Do you have any other advice for youth activists?
Don’t give up, and take care of yourself. It’s not easy being an activist. We deal with a lot of rejection. It’s one thing to reject speciesism in your life and another to actually speak out and hold people to a higher level of goodness. The most difficult part of being an activist to me is seeing my friends and family continue to consume and use animals even though they know how important this social justice issue is to me. We cannot judge our effectiveness by whether friends and family have gone vegan or not. We can judge our effectiveness by how we are being in the world. Are we living up to the ideals that we strive towards? Are we trying our best to make the world a better place for humans and nonhumans? Are we being creative, respectful, and smart about the ways in which we do our activism? If the answer is yes to all of those questions or we are moving in the direction of yes, then we are all good.
It’s important also to take care of yourself. What I mean by this is that even though the world may appear to be a dark and sad world, there is still some good.

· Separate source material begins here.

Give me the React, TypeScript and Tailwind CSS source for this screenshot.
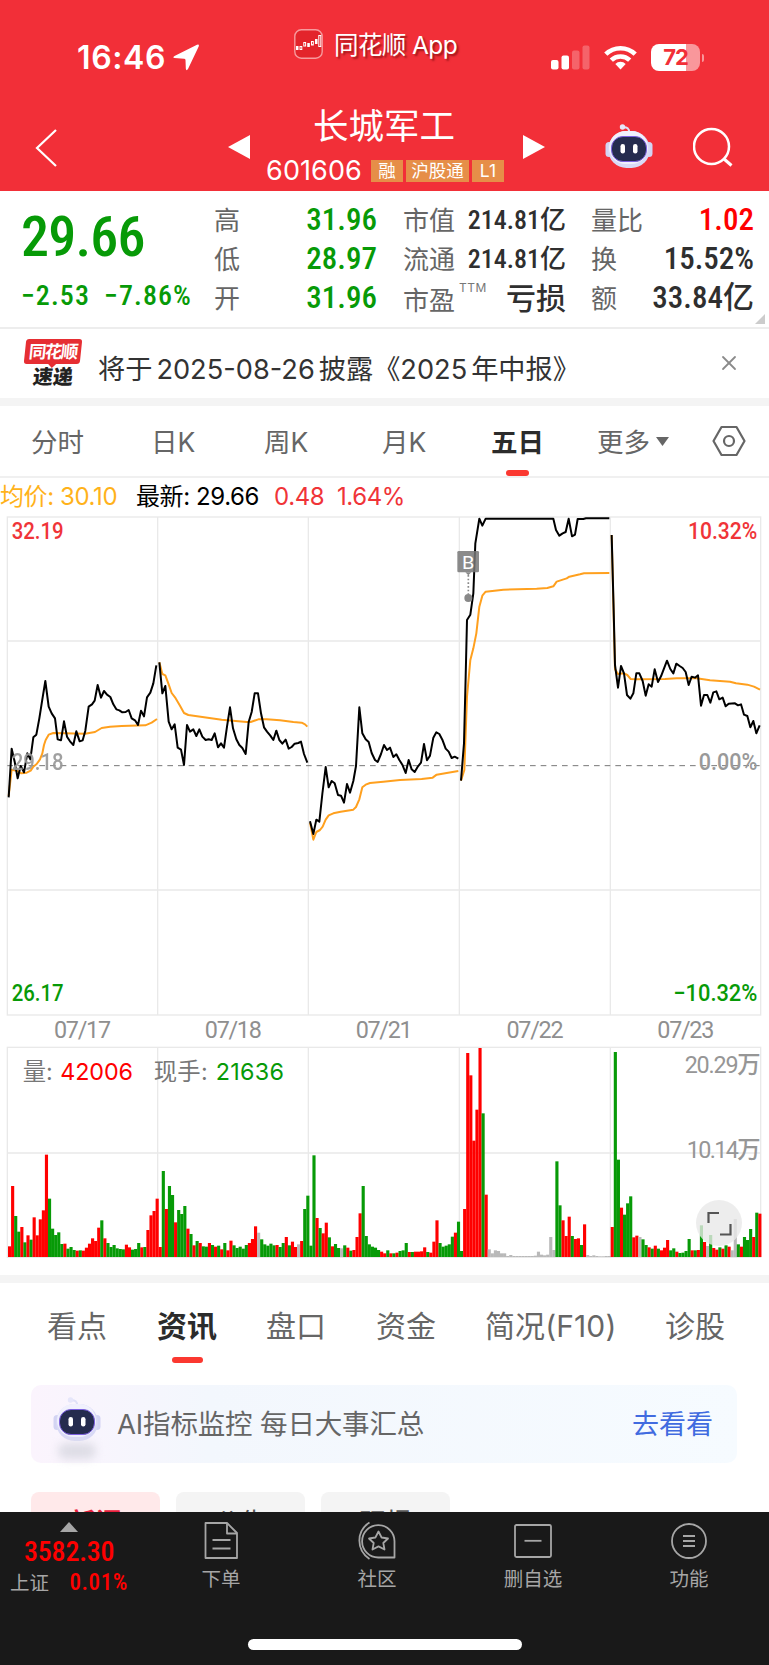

Make sure not to overlook the kind friends you have in your life, the hobbies you enjoy, the animals that you interact with whether they are your companion animals or volunteering at a farm animal sanctuary or shelter, being active physically, enjoying nature, reading, etc. It’s important not to spend too much time in your head thinking about how animals suffer. That’s not good for you or the animals.
Thank you Gary for sharing your thoughts with us!